Despite it becoming clear during the workshop that the July 1, 2025, deadline for final regulations would not be met – and with no specific timeline for final regulations provided – CARB staff confirmed that there would be no changes to the statutory reporting deadlines for SB 261 and SB 253 (Scopes 1 and 2 due in 2026, and Scope 3 due in 2027).
Unfortunately, the workshop also provided very limited details on the content of any future CARB guidance, including important questions, such as when SB 253 disclosures will be due in 2026 or how much alignment with external frameworks is expected for SB 261 disclosures.
CARB has posted a recording of this workshop.
Director’s Corner – Guidance from Beth Sasfai, leader of Cooley’s ESG and sustainability advisory practice
Director tenure
Long-tenured directors are regularly viewed as out of touch, beholden to management or resistant to change. Proxy advisors and institutional investors often use nine+ years on a board as a red flag to invite deeper scrutiny of director contributions and independence. But in light of recent regulatory and geopolitical disruptions, there’s a growing recognition that one or two long-tenured directors can bring valuable continuity, historical insight and independent judgment to a board – especially in times of crisis or in industries with long investment cycles.

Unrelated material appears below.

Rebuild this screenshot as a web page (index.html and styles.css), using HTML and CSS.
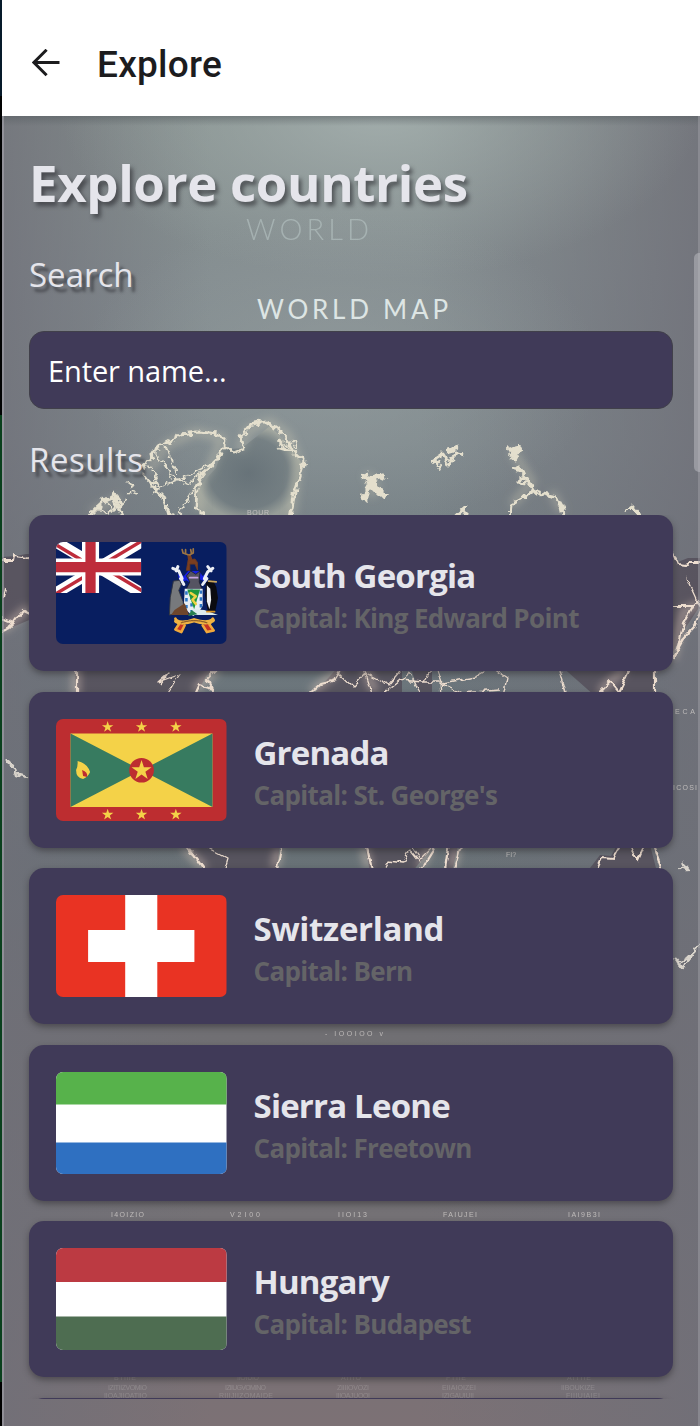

Companies should reimagine how they communicate the value of their long-tenured directors. Governance leaders should proactively enhance proxy disclosures and director biographies to highlight director-specific contributions, along with robust director assessment and refreshment processes. Be prepared to articulate in investor engagement how a long-serving director who has led through a CEO transition or a major strategic shift serves as an independent, engaged steward. Investors may still scrutinize long-tenured directors, but many are open to thoughtful explanations that show how independence, tenure and refreshment are being actively managed.